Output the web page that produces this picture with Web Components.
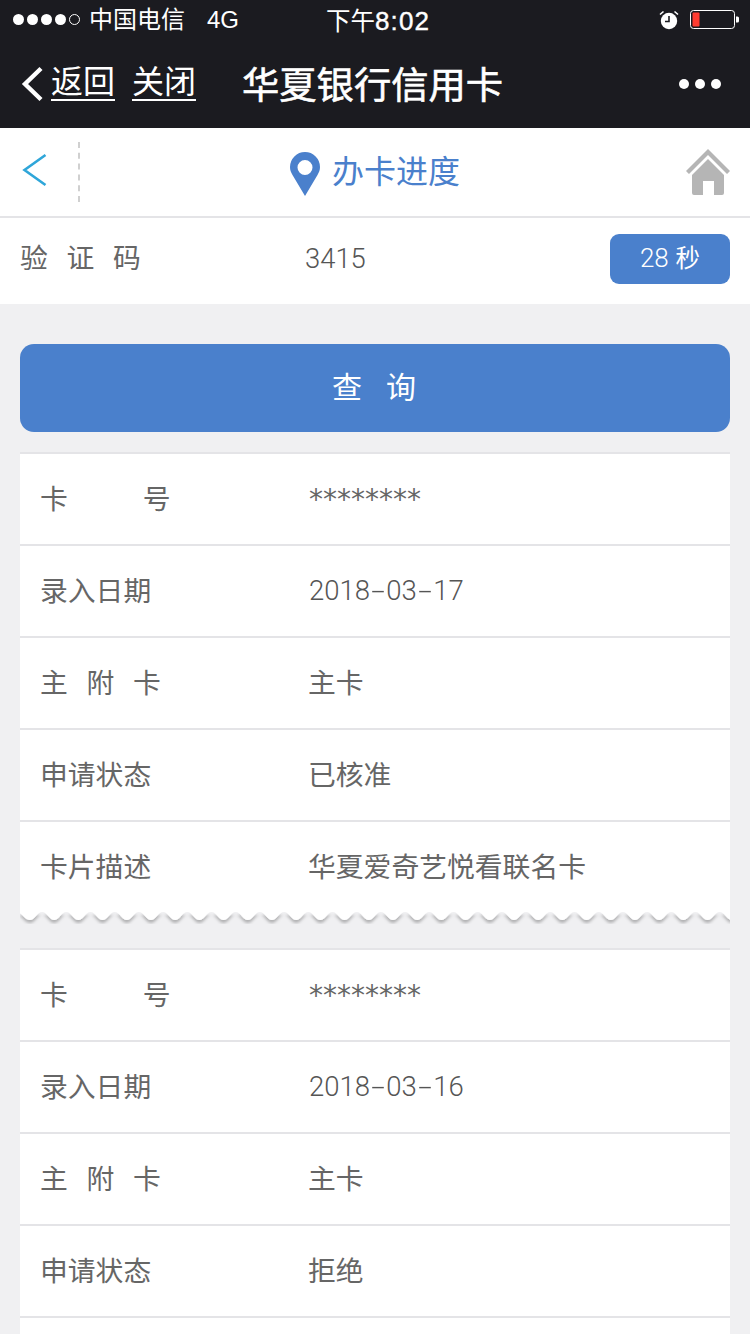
<!DOCTYPE html>
<html><head><meta charset="utf-8">
<style>
html,body{margin:0;padding:0;background:#f0f0f2;}
body{width:750px;height:1334px;overflow:hidden;font-family:"Liberation Sans","Noto Sans CJK SC",sans-serif;}
</style></head><body>
<app-statusbar></app-statusbar>
<app-navbar></app-navbar>
<page-header></page-header>
<code-row></code-row>
<query-button>查询</query-button>
<record-card wave>
  <info-row label="卡号" spacing="75" value="********"></info-row>
  <info-row label="录入日期" value="2018-03-17"></info-row>
  <info-row label="主附卡" spacing="18.700" value="主卡"></info-row>
  <info-row label="申请状态" value="已核准"></info-row>
  <info-row label="卡片描述" value="华夏爱奇艺悦看联名卡"></info-row>
</record-card>
<record-card>
  <info-row label="卡号" spacing="75" value="********"></info-row>
  <info-row label="录入日期" value="2018-03-16"></info-row>
  <info-row label="主附卡" spacing="18.700" value="主卡"></info-row>
  <info-row label="申请状态" value="拒绝"></info-row>
  <info-row cut></info-row>
</record-card>
<script>
function def(name,html){
  customElements.define(name,class extends HTMLElement{
    connectedCallback(){
      if(this.shadowRoot)return;
      const r=this.attachShadow({mode:'open'});
      r.innerHTML=typeof html==='function'?html(this):html;
    }
  });
}
function wavePath(){
  const P=24.2,W=710,A=8;
  let d=`M0 0V1.500C2 1.500 5 ${A} 10 ${A}`;
  for(let x=10;x<W;x+=P){
    const m=x+P/2,n=x+P;
    d+=`C${(x+5).toFixed(1)} ${A} ${(m-5).toFixed(1)} 0 ${m.toFixed(1)} 0C${(m+5).toFixed(1)} 0 ${(n-5).toFixed(1)} ${A} ${n.toFixed(1)} ${A}`;
  }
  return d+`V0Z`;
}
def('app-statusbar',`<style>
:host{display:flex;align-items:center;height:40px;background:#1b1b20;color:#fff;font-size:24px;position:relative;padding-left:13px;box-sizing:border-box;}
.dots{display:flex;gap:3px;margin-right:9px;margin-top:-2px}
.d{width:11px;height:11px;border-radius:50%;background:#fff;box-sizing:border-box}
.d.o{background:none;border:1px solid #fff}
.car{margin-right:22px;line-height:42px}
.net{font-size:24px;line-height:42px}
.time{position:absolute;left:326px;top:0;line-height:42px;font-size:24.500px;}
.time b{font-weight:400;font-size:26px;letter-spacing:1.100px;-webkit-text-stroke:.4px #fff}
.right{margin-left:auto;display:flex;align-items:center;gap:11px;padding-right:10px}
</style>
<div class="dots"><i class="d"></i><i class="d"></i><i class="d"></i><i class="d"></i><i class="d o"></i></div>
<span class="car">中国电信</span><span class="net">4G</span>
<span class="time">下午<b>8:02</b></span>
<div class="right">
<svg width="20" height="20" viewBox="0 0 20 20"><circle cx="10" cy="11" r="8.200" fill="#fff"/><path d="M10 6v5.500H6" fill="none" stroke="#1b1b20" stroke-width="1.600"/><path d="M1 4.500 4.500 1.500M19 4.500 15.500 1.500" stroke="#fff" stroke-width="1.600"/></svg>
<svg width="50" height="20" viewBox="0 0 50 20"><rect x=".5" y=".5" width="44" height="18" rx="3" fill="none" stroke="#fff"/><rect x="2.500" y="2.500" width="7" height="14" rx="1" fill="#ff3b30"/><path d="M46 6.500h1.500a1.500 1.500 0 0 1 1.500 1.500v3a1.500 1.500 0 0 1-1.500 1.500H46z" fill="#fff"/></svg>
</div>`);
def('app-navbar',`<style>
:host{display:flex;align-items:center;height:88px;background:#1b1b20;color:#fff;box-sizing:border-box;padding-left:21px;position:relative}
svg.b{margin-right:7px;margin-top:-1px;display:block}
a{font-size:32px;line-height:34px;color:#fff;text-decoration:none;border-bottom:2px solid #fff;height:34px;margin-top:-2px}
.c{margin-left:17px}
.t{margin-left:46px;font-size:37.300px;font-weight:400;-webkit-text-stroke:.6px #fff;margin-top:-2px}
.m{position:absolute;left:679px;top:39px;display:flex;gap:6px}
.m i{width:10px;height:10px;border-radius:50%;background:#fff}
</style>
<svg class="b" width="23" height="36" viewBox="0 0 23 36"><path d="M20 2.500 4 18l16 15.500" fill="none" stroke="#fff" stroke-width="4.400"/></svg>
<a>返回</a><a class="c">关闭</a><span class="t">华夏银行信用卡</span>
<div class="m"><i></i><i></i><i></i></div>`);
def('page-header',`<style>
:host{display:flex;align-items:center;justify-content:center;height:90px;background:#fff;border-bottom:2px solid #e4e4e7;box-sizing:border-box;position:relative}
.back{position:absolute;left:22px;top:25px}
.div{position:absolute;left:78px;top:14px;height:60px;border-left:2px dashed #d0d0d0}
.home{position:absolute;left:686px;top:21px}
.c{display:flex;align-items:center;gap:12px;color:#4a80cc;font-size:32px;line-height:44px;}
.c svg{margin-top:4px}
.c span{margin-top:-1px}
</style>
<svg class="back" width="26" height="34" viewBox="0 0 26 34"><path d="M23.500 2 2.500 17 23.500 32" fill="none" stroke="#2fa6d9" stroke-width="2.600"/></svg>
<div class="div"></div>
<div class="c"><svg width="30" height="44" viewBox="0 0 30 44"><path fill-rule="evenodd" d="M15 0a15 15 0 0 1 15 15c0 3-1 5.500-2.500 8L15 44 2.500 23C1 20.500 0 18 0 15A15 15 0 0 1 15 0Zm0 8a7.500 7.500 0 1 0 0 15 7.500 7.500 0 0 0 0-15Z" fill="#4a80cc"/></svg><span>办卡进度</span></div>
<svg class="home" width="44" height="47" viewBox="0 0 44 47"><path d="M22 0 44 22l-3 3L22 6 3 25l-3-3Z" fill="#b5b5b5"/><path fill-rule="evenodd" d="M22 10 38 26v18a2 2 0 0 1-2 2h-8V32H17v14H8a2 2 0 0 1-2-2V26Z" fill="#b5b5b5"/></svg>`);
def('code-row',`<style>
:host{display:flex;align-items:center;height:86px;background:#fff;box-sizing:border-box;padding:0 20px 4px 20px;color:#666;font-size:27.800px}
.l{width:285px;letter-spacing:18.700px;margin-top:-6px}
.v{flex:1;font-family:Roboto,"Liberation Sans",sans-serif;font-weight:300;font-size:27.400px;margin-top:-1px;color:#555}
.b{width:120px;height:50px;border-radius:9px;background:#4a80cc;color:#fff;font-size:24.500px;display:flex;align-items:center;justify-content:center;}
.b span{margin-top:-5px;}
.b em{font-style:normal;font-family:Roboto,"Liberation Sans",sans-serif;font-weight:300;font-size:26px}
</style><span class="l">验证码</span><span class="v">3415</span><span class="b"><span><em>28</em> 秒</span></span>`);
def('query-button',`<style>
:host{display:flex;align-items:center;justify-content:center;height:88px;margin:40px 20px 20px;border-radius:14px;background:#4a80cc;color:#fff;font-size:30px;letter-spacing:24px;}
span{margin:-6px -22px 0 0}
</style><span><slot></slot></span>`);
def('record-card',(h)=>`<style>
:host{display:block;margin:0 20px;position:relative}
.w{display:block;margin-bottom:9px;height:27px}
</style><slot></slot>${h.hasAttribute('wave')?`<svg class="w" width="710" height="27" viewBox="0 0 710 27"><defs><filter id="s" x="-2%" y="-20%" width="104%" height="160%"><feDropShadow dx="0" dy="3" stdDeviation="1.800" flood-color="#000" flood-opacity=".26"/></filter></defs><path filter="url(#s)" fill="#fff" d="${wavePath()}"/></svg>`:''}`);
def('info-row',(h)=>{
 const sp=h.getAttribute('spacing')||0;
 const raw=h.getAttribute('value')||'';
 let v=raw, cls='v cjk';
 if(/^\*+$/.test(raw)) cls='v star';
 else if(/^[0-9-]+$/.test(raw)){cls='v num'; v=raw.replace(/-/g,'<span class="h">-</span>');}
 return `<style>
:host{display:flex;align-items:center;height:${h.hasAttribute('cut')?18:92}px;box-sizing:border-box;background:#fff;border-top:2px solid #e4e4e7;padding:0 0 0 20px;color:#666;font-size:27.800px;}
.l{width:269px;letter-spacing:${sp}px;white-space:nowrap;margin-top:-4px}
.v{white-space:nowrap;margin-top:-4px}
.cjk{margin-left:-1px}
.num{font-family:Roboto,"Liberation Sans",sans-serif;font-weight:300;font-size:27.500px;margin-top:-2px;color:#555}
.h{display:inline-block;width:16.300px;text-align:center;transform:scaleX(1.800)}
.star{font-family:"DejaVu Sans",sans-serif;font-size:28px;margin-top:0}
</style><span class="l">${h.getAttribute('label')||''}</span><span class="${cls}">${v}</span>`});
</script>
</body></html>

■ OBJECTIVE
Tally up the lines in the preceding listing that contain the string "page". Respond with the number and nothing else.

■ FULL RESPONSE
3